Media upload handlers are objects implementing the MediaUploadHandler interface, and are registered for one or more file extensions. When a file is uploaded, the upload handler registered for the file's extension will be used to handle that file. The upload handler is supposed to perform the following tasks:

  • check the validity of the uploaded file. This is supposed to replace the messy attempt to somehow guess the uploaded file's MIME type and then compare that to the file's extension (currently handled by the MimeMagic class i wrote). Upload handlers can apply checks specific to a given file format, including looking into zip archives (for zip-based formats like OpenOffice.org documents), looking into XML files (for example to detect references to external files in SVG images) and so on.
  • extract meta-information to store in the database. This should include any information that might be useful for displaying the file to the user, or for showing to the user directly.
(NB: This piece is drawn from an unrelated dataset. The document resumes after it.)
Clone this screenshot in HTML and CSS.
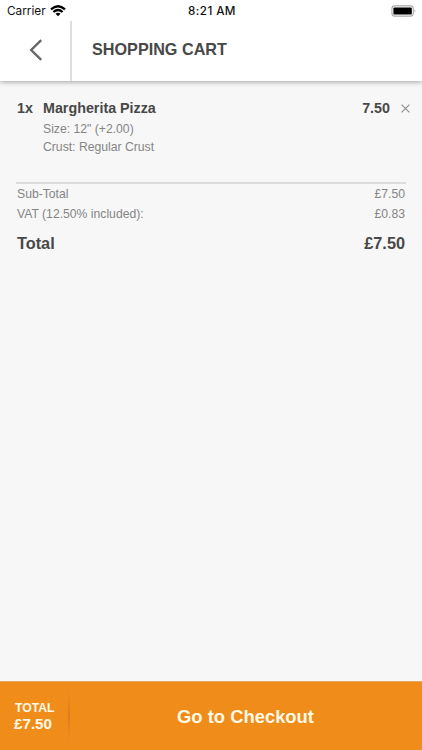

There are basically two kinds of meta-info:
    • generic info, same for all media formats. This info would go into separate database fields, and could thus also be used for lookups and searches. Fields for this kind of info mostly exists already in the current schema: file size (in bytes), mime type major + minor), media type (image, audio, video, etc). Currently, width and height are also treated as generic, but probably shouldn't be.
    • format-specific info, different for different kind of files. This would be stored as a single blob in the database (probably a serialized PHP array or object). This is already done for EXIF data from JPEG files, but could be extended to include a lot more:
      • width and height for images and video
      • length in seconds for audio and video
      • resolution (bitmaps), sample rate (audio) or frame rate (video)
      • "data flavor" for container formats (for OGG, this could be "vorbis" (audio), "theora" (video), etc).
      • Information from ID3 tags (analogous to EXIF data)
      • and anything else, really.

Presentation Handlers

Media presentation handlers are objects implementing the MediaPresentationHandler interface, and are registered for one or more MIME types (possibly taking into account the media type, and perhaps even the "data flavor" or other information from the info-blob). They define how a file of a given type is presented to use user - using plain HTML, server-side rendering, browser-plugins, Flash- or Java-based players, JavaScript for slideshows, etc. Specifically, it would handle:

  • The (increasingly misnamed) [[Image:xxx]] links - any parameters given in the link (like [[Image:xxx|right|200x300px|some caption]]) would be passed directly to the presentation handler, and would be interpretet by it. This way, different handlers could use different parameters (for example, the "page" to show for multi-page documents, etc).
  • Presentation on the file's description page, plus additional meta-info to show on that page (the is already done for EXIF data)
  • Presentation in <gallery> tags and categories.
  • Determining if [[Media:xxx]] is allowed to link to the file directly, or must link to the description page (for potentially "dangerous" formats).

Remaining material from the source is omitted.